- Set exercise -
Set all the material down again unchanged, without the pictures.

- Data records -
>> Start

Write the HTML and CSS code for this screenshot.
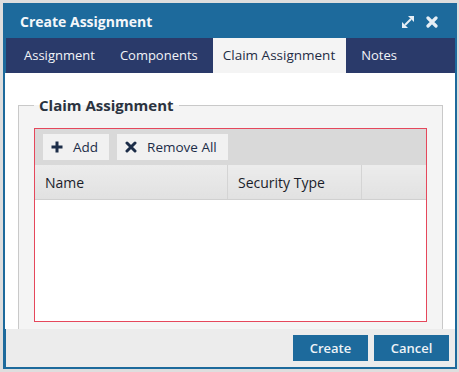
FILE: index.html
```html
<!DOCTYPE html>
<html lang="en">
<head>
    <meta charset="UTF-8">
    <title>Create Assignment</title>
    <link rel="stylesheet" href="styles.css">
</head>
<body>

    <div class="dialog">
        <div class="dialog-title">
            <span>Create Assignment</span>
            <div class="title-icons">
                <!-- maximize -->
                <svg width="12" height="12" viewBox="0 0 12 12">
                    <path d="M3 9 L9 3" stroke="#e6eef5" stroke-width="2"/>
                    <polygon points="6,0 12,0 12,6" fill="#e6eef5"/>
                    <polygon points="0,6 0,12 6,12" fill="#e6eef5"/>
                </svg>
                <!-- close -->
                <svg width="12" height="12" viewBox="0 0 12 12">
                    <path d="M2 2 L10 10 M10 2 L2 10" stroke="#e6eef5" stroke-width="3.2" stroke-linecap="round"/>
                </svg>
            </div>
        </div>

        <ul class="tabs">
            <li class="tab">Assignment</li>
            <li class="tab">Components</li>
            <li class="tab active">Claim Assignment</li>
            <li class="tab">Notes</li>
        </ul>

        <div class="content">
            <fieldset class="group">
                <legend>Claim Assignment</legend>
                <div class="grid-box">
                    <div class="toolbar">
                        <button class="tool-btn">
                            <svg width="12" height="12" viewBox="0 0 12 12">
                                <path d="M6 0.5 V11.5 M0.5 6 H11.5" stroke="#1c2d48" stroke-width="3"/>
                            </svg>
                            Add
                        </button>
                        <button class="tool-btn">
                            <svg width="12" height="12" viewBox="0 0 12 12">
                                <path d="M2 2 L10 10 M10 2 L2 10" stroke="#1c2d48" stroke-width="3" stroke-linecap="round"/>
                            </svg>
                            Remove All
                        </button>
                    </div>
                    <table class="grid">
                        <thead>
                            <tr>
                                <th class="col-name">Name</th>
                                <th class="col-type">Security Type</th>
                                <th></th>
                            </tr>
                        </thead>
                    </table>
                </div>
            </fieldset>
        </div>

        <div class="footer">
            <button class="btn">Create</button>
            <button class="btn">Cancel</button>
        </div>
    </div>

</body>
</html>
```

FILE: styles.css
```css
body {
    margin: 0;
    background-color: #dedede;
    font-family: 'Open Sans', sans-serif;
}

.dialog {
    width: 454px;
    margin: 3px;
    box-sizing: border-box;
    border: 2px solid #1d6a9c;
    background-color: #1d6a9c;
}

.dialog-title {
    height: 33px;
    display: flex;
    align-items: center;
    justify-content: space-between;
    padding: 0 17px 0 15px;
    color: #f4f7fa;
    font-size: 14px;
    font-weight: bold;
}

.title-icons {
    display: flex;
    gap: 12px;
    align-items: center;
}

.title-icons svg {
    display: block;
}

.tabs {
    list-style: none;
    margin: 0 0 0 1px;
    padding: 0 0 0 8px;
    height: 35px;
    display: flex;
    gap: 5px;
    background-color: #2a3a6a;
}

.tab {
    padding: 0 10px;
    line-height: 35px;
    font-size: 13px;
    color: #f2f4f8;
}

.tab.active {
    padding: 0 11px 0 10px;
    background-color: #f4f4f4;
    color: #1f2c44;
    font-size: 13.5px;
}

.content {
    height: 256px;
    overflow: hidden;
    background-color: #fff;
    padding: 22px 12px 0 13px;
    box-sizing: border-box;
}

.group {
    margin: 0;
    padding: 13px 15px 20px 15px;
    border: 1px solid #c9c9c9;
    background-color: #f4f4f4;
}

.group legend {
    padding: 0 5px;
    margin-left: 0;
    line-height: 20px;
    font-size: 15px;
    font-weight: bold;
    color: #2b3340;
}

.grid-box {
    height: 192px;
    border: 1px solid #e5475b;
    background-color: #fff;
}

.toolbar {
    height: 36px;
    box-sizing: border-box;
    padding: 5px 8px;
    display: flex;
    gap: 8px;
    background-color: #d9d9d9;
}

.tool-btn {
    height: 26px;
    display: flex;
    align-items: center;
    gap: 10px;
    padding: 0 11px 0 8px;
    border: none;
    background-color: #f1f1f1;
    font-family: 'Open Sans', sans-serif;
    font-size: 13.5px;
    color: #1c2d48;
}

.grid {
    width: 100%;
    border-collapse: collapse;
}

.grid th {
    height: 34px;
    padding: 0 10px;
    text-align: left;
    font-size: 14px;
    font-weight: normal;
    color: #1a1d2a;
    background: linear-gradient(#ececec, #e1e1e1);
    border-bottom: 1px solid #d0d0d0;
    border-left: 1px solid #d4d4d4;
}

.grid th:first-child {
    border-left: none;
}

.col-name {
    width: 172px;
}

.col-type {
    width: 113px;
}

.footer {
    height: 38px;
    display: flex;
    justify-content: flex-end;
    align-items: flex-start;
    gap: 6px;
    padding: 6px 6px 0 0;
    box-sizing: border-box;
    background-color: #ececec;
    margin-left: 1px;
}

.btn {
    width: 75px;
    height: 26px;
    border: none;
    background-color: #1d6a9c;
    color: #eef3f7;
    font-family: 'Open Sans', sans-serif;
    font-size: 13px;
    font-weight: 600;
}
```
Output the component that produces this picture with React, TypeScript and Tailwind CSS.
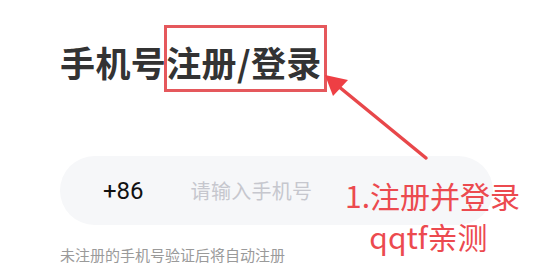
const cjk = "font-['Noto_Sans_CJK_SC','Noto_Sans',sans-serif]";

function Arrow() {
  return (
    <svg
      className="absolute left-0 top-0 pointer-events-none"
      width="550"
      height="275"
      viewBox="0 0 550 275"
    >
      <line x1="426" y1="158" x2="338" y2="86" stroke="#e8474a" strokeWidth="3.5" strokeLinecap="round" />
      <polygon points="325,75 348,80 333,96" fill="#ee3f44" />
    </svg>
  );
}

export default function App() {
  return (
    <div className={`relative w-[550px] h-[275px] bg-white overflow-hidden ${cjk}`}>
      <div className="pl-[60px] pt-[42px] w-[493px]">
        <h1 className="text-[35px] leading-[40px] font-bold text-[#333333] tracking-[0.4px]">
          手机号注册/登录
        </h1>
        <div className="mt-[74px] h-[69px] rounded-full bg-[#f6f7f9] flex items-center">
          <span className="ml-[43px] text-[24px] text-[#111111] font-['Roboto',sans-serif]">+86</span>
          <span className="ml-[47px] text-[20px] tracking-[0.3px] text-[#c6c7ce]">请输入手机号</span>
        </div>
        <p className="mt-[20px] text-[15px] leading-[20px] text-[#9a9a9a]">
          未注册的手机号验证后将自动注册
        </p>
      </div>

      {/* annotation overlays */}
      <div className="absolute left-[164px] top-[25px] w-[163px] h-[67px] border-[3px] border-[#e5585c]" />
      <Arrow />
      <div className="absolute left-[335px] top-[175px] w-[195px] text-center text-[30px] leading-[41px] text-[#ec4a4f]">
        <div>1.注册并登录</div>
        <div className="pr-[8px]">qqtf亲测</div>
      </div>
    </div>
  );
}
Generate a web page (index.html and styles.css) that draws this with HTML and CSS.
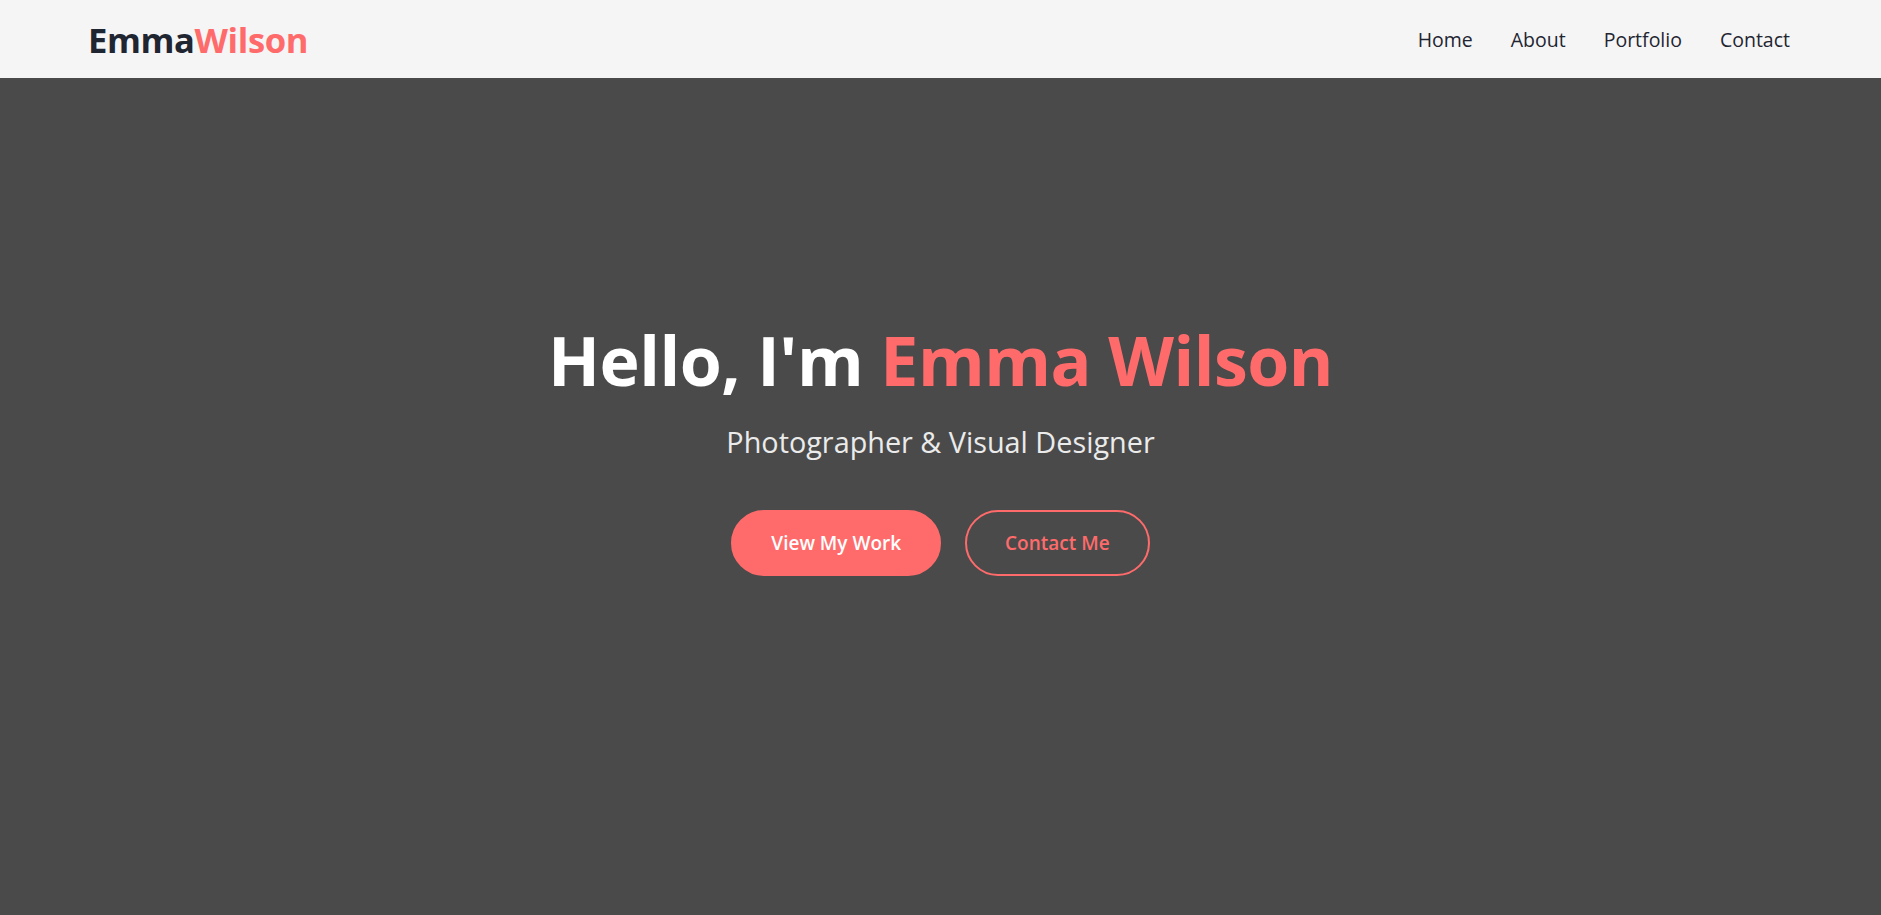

>> End

- Problem solution -
Write the HTML and CSS code for this screenshot.
FILE: index.html
```html
<!DOCTYPE html>
<html lang="en">
<head>
    <meta charset="UTF-8">
    <title>Create Assignment</title>
    <link rel="stylesheet" href="styles.css">
</head>
<body>

    <div class="dialog">
        <div class="dialog-title">
            <span>Create Assignment</span>
            <div class="title-icons">
                <!-- maximize -->
                <svg width="12" height="12" viewBox="0 0 12 12">
                    <path d="M3 9 L9 3" stroke="#e6eef5" stroke-width="2"/>
                    <polygon points="6,0 12,0 12,6" fill="#e6eef5"/>
                    <polygon points="0,6 0,12 6,12" fill="#e6eef5"/>
                </svg>
                <!-- close -->
                <svg width="12" height="12" viewBox="0 0 12 12">
                    <path d="M2 2 L10 10 M10 2 L2 10" stroke="#e6eef5" stroke-width="3.2" stroke-linecap="round"/>
                </svg>
            </div>
        </div>

        <ul class="tabs">
            <li class="tab">Assignment</li>
            <li class="tab">Components</li>
            <li class="tab active">Claim Assignment</li>
            <li class="tab">Notes</li>
        </ul>

        <div class="content">
            <fieldset class="group">
                <legend>Claim Assignment</legend>
                <div class="grid-box">
                    <div class="toolbar">
                        <button class="tool-btn">
                            <svg width="12" height="12" viewBox="0 0 12 12">
                                <path d="M6 0.5 V11.5 M0.5 6 H11.5" stroke="#1c2d48" stroke-width="3"/>
                            </svg>
                            Add
                        </button>
                        <button class="tool-btn">
                            <svg width="12" height="12" viewBox="0 0 12 12">
                                <path d="M2 2 L10 10 M10 2 L2 10" stroke="#1c2d48" stroke-width="3" stroke-linecap="round"/>
                            </svg>
                            Remove All
                        </button>
                    </div>
                    <table class="grid">
                        <thead>
                            <tr>
                                <th class="col-name">Name</th>
                                <th class="col-type">Security Type</th>
                                <th></th>
                            </tr>
                        </thead>
                    </table>
                </div>
            </fieldset>
        </div>

        <div class="footer">
            <button class="btn">Create</button>
            <button class="btn">Cancel</button>
        </div>
    </div>

</body>
</html>
```

FILE: styles.css
```css
body {
    margin: 0;
    background-color: #dedede;
    font-family: 'Open Sans', sans-serif;
}

.dialog {
    width: 454px;
    margin: 3px;
    box-sizing: border-box;
    border: 2px solid #1d6a9c;
    background-color: #1d6a9c;
}

.dialog-title {
    height: 33px;
    display: flex;
    align-items: center;
    justify-content: space-between;
    padding: 0 17px 0 15px;
    color: #f4f7fa;
    font-size: 14px;
    font-weight: bold;
}

.title-icons {
    display: flex;
    gap: 12px;
    align-items: center;
}

.title-icons svg {
    display: block;
}

.tabs {
    list-style: none;
    margin: 0 0 0 1px;
    padding: 0 0 0 8px;
    height: 35px;
    display: flex;
    gap: 5px;
    background-color: #2a3a6a;
}

.tab {
    padding: 0 10px;
    line-height: 35px;
    font-size: 13px;
    color: #f2f4f8;
}

.tab.active {
    padding: 0 11px 0 10px;
    background-color: #f4f4f4;
    color: #1f2c44;
    font-size: 13.5px;
}

.content {
    height: 256px;
    overflow: hidden;
    background-color: #fff;
    padding: 22px 12px 0 13px;
    box-sizing: border-box;
}

.group {
    margin: 0;
    padding: 13px 15px 20px 15px;
    border: 1px solid #c9c9c9;
    background-color: #f4f4f4;
}

.group legend {
    padding: 0 5px;
    margin-left: 0;
    line-height: 20px;
    font-size: 15px;
    font-weight: bold;
    color: #2b3340;
}

.grid-box {
    height: 192px;
    border: 1px solid #e5475b;
    background-color: #fff;
}

.toolbar {
    height: 36px;
    box-sizing: border-box;
    padding: 5px 8px;
    display: flex;
    gap: 8px;
    background-color: #d9d9d9;
}

.tool-btn {
    height: 26px;
    display: flex;
    align-items: center;
    gap: 10px;
    padding: 0 11px 0 8px;
    border: none;
    background-color: #f1f1f1;
    font-family: 'Open Sans', sans-serif;
    font-size: 13.5px;
    color: #1c2d48;
}

.grid {
    width: 100%;
    border-collapse: collapse;
}

.grid th {
    height: 34px;
    padding: 0 10px;
    text-align: left;
    font-size: 14px;
    font-weight: normal;
    color: #1a1d2a;
    background: linear-gradient(#ececec, #e1e1e1);
    border-bottom: 1px solid #d0d0d0;
    border-left: 1px solid #d4d4d4;
}

.grid th:first-child {
    border-left: none;
}

.col-name {
    width: 172px;
}

.col-type {
    width: 113px;
}

.footer {
    height: 38px;
    display: flex;
    justify-content: flex-end;
    align-items: flex-start;
    gap: 6px;
    padding: 6px 6px 0 0;
    box-sizing: border-box;
    background-color: #ececec;
    margin-left: 1px;
}

.btn {
    width: 75px;
    height: 26px;
    border: none;
    background-color: #1d6a9c;
    color: #eef3f7;
    font-family: 'Open Sans', sans-serif;
    font-size: 13px;
    font-weight: 600;
}
```
Output the component that produces this picture with React, TypeScript and Tailwind CSS.
const cjk = "font-['Noto_Sans_CJK_SC','Noto_Sans',sans-serif]";

function Arrow() {
  return (
    <svg
      className="absolute left-0 top-0 pointer-events-none"
      width="550"
      height="275"
      viewBox="0 0 550 275"
    >
      <line x1="426" y1="158" x2="338" y2="86" stroke="#e8474a" strokeWidth="3.5" strokeLinecap="round" />
      <polygon points="325,75 348,80 333,96" fill="#ee3f44" />
    </svg>
  );
}

export default function App() {
  return (
    <div className={`relative w-[550px] h-[275px] bg-white overflow-hidden ${cjk}`}>
      <div className="pl-[60px] pt-[42px] w-[493px]">
        <h1 className="text-[35px] leading-[40px] font-bold text-[#333333] tracking-[0.4px]">
          手机号注册/登录
        </h1>
        <div className="mt-[74px] h-[69px] rounded-full bg-[#f6f7f9] flex items-center">
          <span className="ml-[43px] text-[24px] text-[#111111] font-['Roboto',sans-serif]">+86</span>
          <span className="ml-[47px] text-[20px] tracking-[0.3px] text-[#c6c7ce]">请输入手机号</span>
        </div>
        <p className="mt-[20px] text-[15px] leading-[20px] text-[#9a9a9a]">
          未注册的手机号验证后将自动注册
        </p>
      </div>

      {/* annotation overlays */}
      <div className="absolute left-[164px] top-[25px] w-[163px] h-[67px] border-[3px] border-[#e5585c]" />
      <Arrow />
      <div className="absolute left-[335px] top-[175px] w-[195px] text-center text-[30px] leading-[41px] text-[#ec4a4f]">
        <div>1.注册并登录</div>
        <div className="pr-[8px]">qqtf亲测</div>
      </div>
    </div>
  );
}
Generate a web page (index.html and styles.css) that draws this with HTML and CSS.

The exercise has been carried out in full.